Он посадил нас в машину и пошел забирать мать из палаты, куда ее поместили на время обследования.
Стыдно признаться, но я вдруг представила, что вот она умрет и мы будем жить как хотим. Мне полагалось чувствовать печаль, но печаль тяжела – а мне стало легко.
За несколько дней до операции мы отвезли мать Юсукэ в больницу и помогли устроиться. До операции она будет находиться в палате с еще тремя пациентками. Все они глазели на меня, раскрыв рот, – иностранка! Любопытство победило японскую вежливость. Я бы тоже, наверное, глазела. Делать-то в палате особенно нечего. На столике возле каждой кровати – телевизор, работающий, если бросить монетку в автомат. Из окна – шикарный вид на парковку. А они лежали тут уже несколько недель, и посетителей у них сейчас не было.
Свекровь появилась в палате с помпой. Вошла достойной походкой, в макияже, тщательно причесанная. Церемонно представилась и попросила присутствующих (без макияжа и с волосами в беспорядке) о терпении и помощи: «Ëросику онэгай симасу».
– Это мой сын, – сказала она, показав на Юсукэ.
Юсукэ поклонился и пробормотал приветствие.
Меня она не сочла нужным упомянуть.
Я решила не обращать на это внимания. В конце концов, она болеет. Все равно эти женщины скоро узнают, кто я такая. Я обещала Юсукэ ухаживать за ней, как она ухаживала за мной, когда я лежала в больнице.
Окасан села на краешек кровати. Спина прямая, ноги поджаты и висят в воздухе, на несколько сантиметров выше пола. Руки на коленях, ладони сложены. Вздохнула.
– Здесь неплохая еда, – сказала я, чтобы как-то ее ободрить.
Она фыркнула.
А, ну да. Я же не вижу разницы между блюдом, приготовленным на газу, и тем же блюдом, приготовленным на электрической плите. И считаю, что тайский рис не менее вкусный, чем японский. Да что я вообще могу знать о еде?
Вошла медсестра. Она принесла пижаму.
– Пожалуйста, Ямасиро-сан, переоденьтесь в это.
Свекровь даже не обернулась. Медсестра так и осталась стоять с пижамой в руках. Сразу стало ясно, что они с моей свекровью еще намучаются. В конце концов медсестра положила пижаму на кровать и вышла.
Следующим утром, накануне операции, я отвезла Кея к соседям, снабдив его кучей самых любимых книжек и игрушек.
Он начал плакать, как только я повернулась спиной.

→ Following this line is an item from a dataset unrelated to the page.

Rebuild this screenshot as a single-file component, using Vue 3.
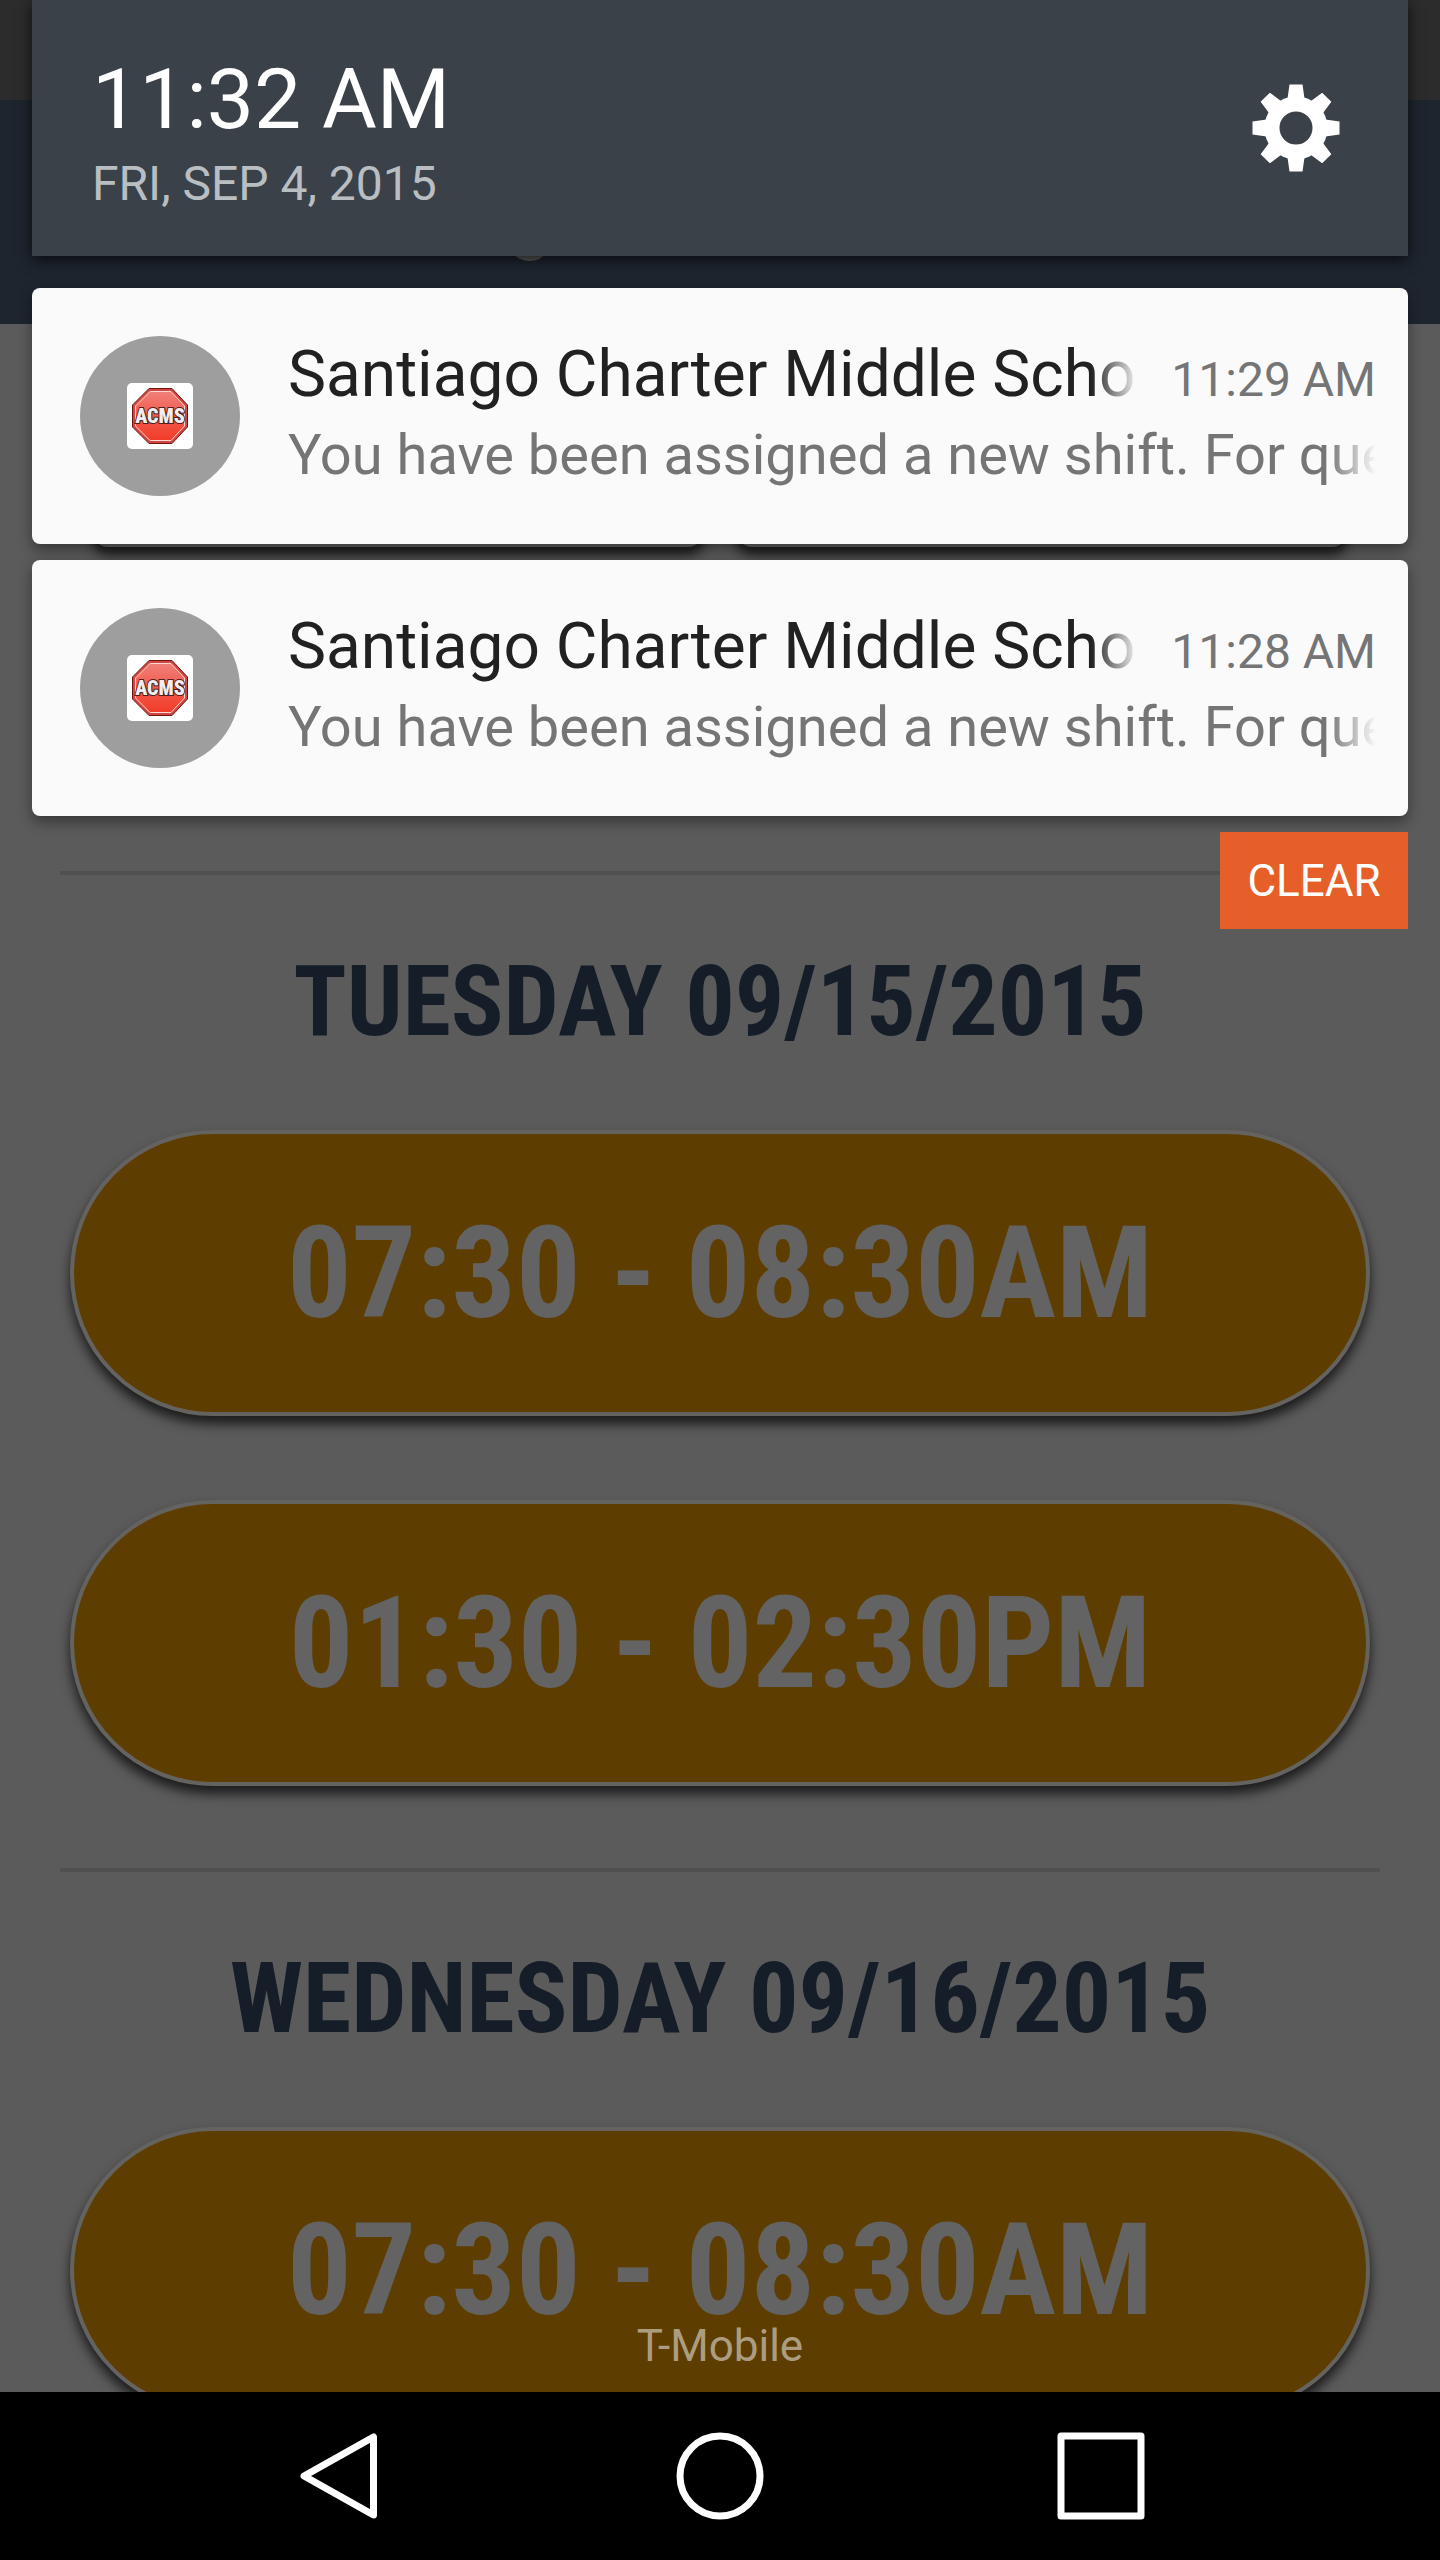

Этот плач звучал у меня в голове весь день. Я слышала его и когда ехала в больницу. Работало радио, мозг отыскивал темы для разговора со свекровью, которые помогли бы мне продержаться следующие шесть часов.
Я внесла в палату аккуратный сверток. В нем были мандарины, пижама из дома и инструмент на длинной ручке, которым она массировала спину. Еще фотография Кея, где он дурачится – натянул штанишки на голову и показывает язык. Я решила, что она отвлечет ее от мрачных мыслей.